Collaterals play an important role in ischemic stroke patients. Several studies have shown that the presence of collateral blood supply to ischemic region increases reperfusion rates, decreases infarct core size and hemorrhagic conversion; hence improving clinical outcome with revascularization therapies.62–64 Various criteria are available to ascertain intracranial collateral supply.65–69 Though investigators use divergent methods to assess collaterals, one study showed the reliability of the approach utilized by Miteff in predicting desirable clinical outcome in IV tPA treated patients at 3 months.70
Several different neurovascular imaging techniques are now widely available, providing many options for clinicians in the evaluation of acute stroke patients. However, accuracy and time impacts are significant factors to be considered. There has been a shift in trend towards core-infarct volume rather than mismatch as neuroimaging criteria. Patients were excluded based on core-infarct volume with >70 ml in EXTEND-IA and >50ml in SWIFT PRIME respectively.71 EXTEND-IA used RAPID software to determine accurate core-infarct volume and excluded patients with lack of penumbral tissue that carries high risk of sICH and worse outcomes.18, 72 The ESCAPE trial excluded patients with ASPECTS<6 while REVASCAT used ASPECTS<7 as a cutoff point to exclude patients. The ESCAPE trial selectively used multiphase CTA, an innovative method to assess potential collateral supply that captures snapshots during standard arterial, venous and delayed venous phases. The ESCAPE investigators defined ≥ 50% collateral supply in affected hemisphere as moderate-to-good collateral supply in ischemic stroke patients. With CTA techniques now widely available, less artifact susceptibility and total scan time ~5 minutes, the future use of multiphase CTA may further enhance patient selection in endovascular therapy. ESCAPE, EXTEND-IA, SWIFT PRIME and REVASCAT corroborate the positive results of MR CLEAN to confirm that mechanical thrombectomy is more effective than IV tPA alone, in the setting of appropriate patient selection including imaging techniques.
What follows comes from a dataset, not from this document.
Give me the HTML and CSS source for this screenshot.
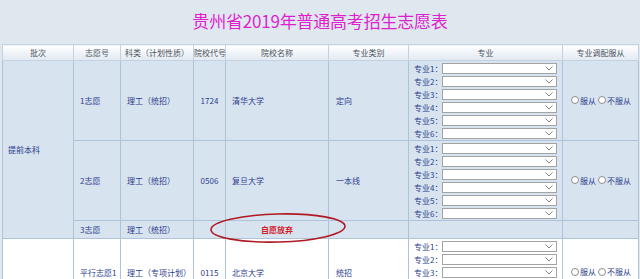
FILE: index.html
```html
<!DOCTYPE html>
<html lang="zh-CN">
<head>
  <meta charset="UTF-8">
  <title>贵州省2019年普通高考招生志愿表</title>
  <link rel="stylesheet" href="styles.css">
</head>
<body>
  <div class="page">
    <h1 class="title">贵州省2019年普通高考招生志愿表</h1>

    <div class="sheet">
      <table class="form">
        <colgroup>
          <col style="width:71px"><col style="width:47px"><col style="width:73px"><col style="width:32px">
          <col style="width:103px"><col style="width:80px"><col style="width:154px"><col style="width:76px">
        </colgroup>
        <thead>
          <tr>
            <th>批次</th><th>志愿号</th><th>科类（计划性质）</th><th>院校代号</th>
            <th>院校名称</th><th>专业类别</th><th>专业</th><th>专业调配服从</th>
          </tr>
        </thead>
        <tbody>
          <!-- 提前本科 -->
          <tr class="row-blue">
            <td rowspan="3" class="batch">提前本科</td>
            <td>1志愿</td><td>理工（统招）</td><td class="code">1724</td><td>清华大学</td><td class="kind">定向</td>
            <td class="majors" data-count="6"></td>
            <td class="adjust"></td>
          </tr>
          <tr class="row-blue">
            <td>2志愿</td><td>理工（统招）</td><td class="code">0506</td><td>复旦大学</td><td class="kind">一本线</td>
            <td class="majors" data-count="6"></td>
            <td class="adjust"></td>
          </tr>
          <tr class="row-blue row-short">
            <td>3志愿</td><td>理工（统招）</td><td></td><td class="giveup">自愿放弃</td><td></td><td></td><td></td>
          </tr>
          <!-- 本科一批 -->
          <tr class="row-white">
            <td></td>
            <td>平行志愿1</td><td>理工（专项计划）</td><td class="code">0115</td><td>北京大学</td><td class="kind">统招</td>
            <td class="majors" data-count="5"></td>
            <td class="adjust"></td>
          </tr>
        </tbody>
      </table>

      <!-- red hand-drawn mark around 自愿放弃 -->
      <svg class="mark" width="150" height="36" viewBox="0 0 150 36">
        <ellipse cx="73" cy="18" rx="67" ry="14" fill="none" stroke="#b01a24" stroke-width="1.6" transform="rotate(-1.5 73 18)"/>
      </svg>
    </div>
  </div>

  <script>
    // fill the 专业 selects and 服从 radios
    let group = 0;
    document.querySelectorAll('.majors').forEach(cell => {
      const n = +cell.dataset.count;
      let html = '';
      for (let i = 1; i <= n; i++) {
        html += '<div class="major"><span class="lbl">专业' + i + '：</span>' +
          '<span class="sel"><svg width="8" height="5" viewBox="0 0 8 5"><path d="M0.5 0.5 L4 4 L7.5 0.5" fill="none" stroke="#777" stroke-width="0.9"/></svg></span></div>';
      }
      cell.innerHTML = html;
    });
    document.querySelectorAll('.adjust').forEach(cell => {
      group++;
      cell.innerHTML = '<label><input type="radio" name="adj' + group + '">服从</label>' +
        '<label><input type="radio" name="adj' + group + '">不服从</label>';
    });
  </script>
</body>
</html>
```

FILE: styles.css
```css
body {
  margin: 0;
  background: #dfe7ef;
  font-family: "Noto Sans CJK SC", "Noto Sans", sans-serif;
  overflow: hidden;
}
.page {
  padding: 0 2px;
}
.title {
  margin: 0;
  height: 44px;
  line-height: 42px;
  text-align: center;
  font-size: 17px;
  font-weight: normal;
  color: #de1fd0;
  letter-spacing: -0.2px;
}
.sheet {
  position: relative;
}
.form {
  table-layout: fixed;
  width: 636px;
  border-collapse: collapse;
  font-size: 8px;
  color: #2d3d8e;
}
.form th,
.form td {
  border: 1px solid #aec3d9;
  padding: 0 0 0 6px;
  white-space: nowrap;
  overflow: hidden;
  vertical-align: middle;
  text-align: left;
}
.form th {
  height: 15px;
  padding: 0;
  text-align: center;
  font-weight: normal;
  color: #4d5560;
  background: linear-gradient(#ffffff, #edf2f7 60%, #e2e9f0);
  border-color: #c3d2e2;
}
.row-blue td {
  background: #d7e3ef;
}
.row-white td {
  background: #ffffff;
}
.row-short td {
  height: 17px;
}
.form td.batch {
  padding-left: 5px;
}
.form td.code {
  padding: 0;
  text-align: center;
}
.form td.kind {
  padding-left: 7px;
}
.form td.giveup {
  padding: 0;
  text-align: center;
  color: #d3202c;
  font-weight: bold;
}
.form td.majors {
  padding: 2px 0 1px 5px;
}
.major {
  display: flex;
  align-items: center;
  height: 11px;
  margin-bottom: 2px;
}
.major:last-child {
  margin-bottom: 0;
}
.lbl {
  width: 28px;
  line-height: 11px;
}
.sel {
  box-sizing: border-box;
  width: 115px;
  height: 11px;
  background: #ffffff;
  border: 1px solid #a3a3a3;
  display: flex;
  align-items: center;
  justify-content: flex-end;
  padding-right: 3px;
}
.form td.adjust {
  padding: 0 0 0 8px;
}
.adjust label {
  display: inline-flex;
  align-items: center;
  margin-right: 2px;
}
.adjust input {
  appearance: none;
  width: 8px;
  height: 8px;
  margin: 0 1px 0 0;
  border: 1px solid #8d8d8d;
  border-radius: 50%;
  background: #ffffff;
}
.mark {
  position: absolute;
  left: 203px;
  top: 166px;
}
```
In conclusion, recent endovascular trials have established mechanical thrombectomy as a safe and superior treatment of ischemic stroke patients compared to standard medical approaches including thrombolysis. Rapid evaluation of acute ischemic stroke patients with NIHSS ≥ 7, ASPECTS ≥ 6 or 7, and LVO with moderate-to-good collaterals using multiphase CTA may be incorporated as a rational clinical and imaging algorithm to select patients for endovascular thrombectomy with stent retriever technology. Future studies, including ongoing registries, may further refine the impact of imaging selection and surveillance of reperfusion, lesion evolution and hemorrhagic transformation in endovascular stroke therapies.
This work has been funded by NIH-National Institute of Neurological Disorders and Stroke (NIH/NINDS) K24NS072272.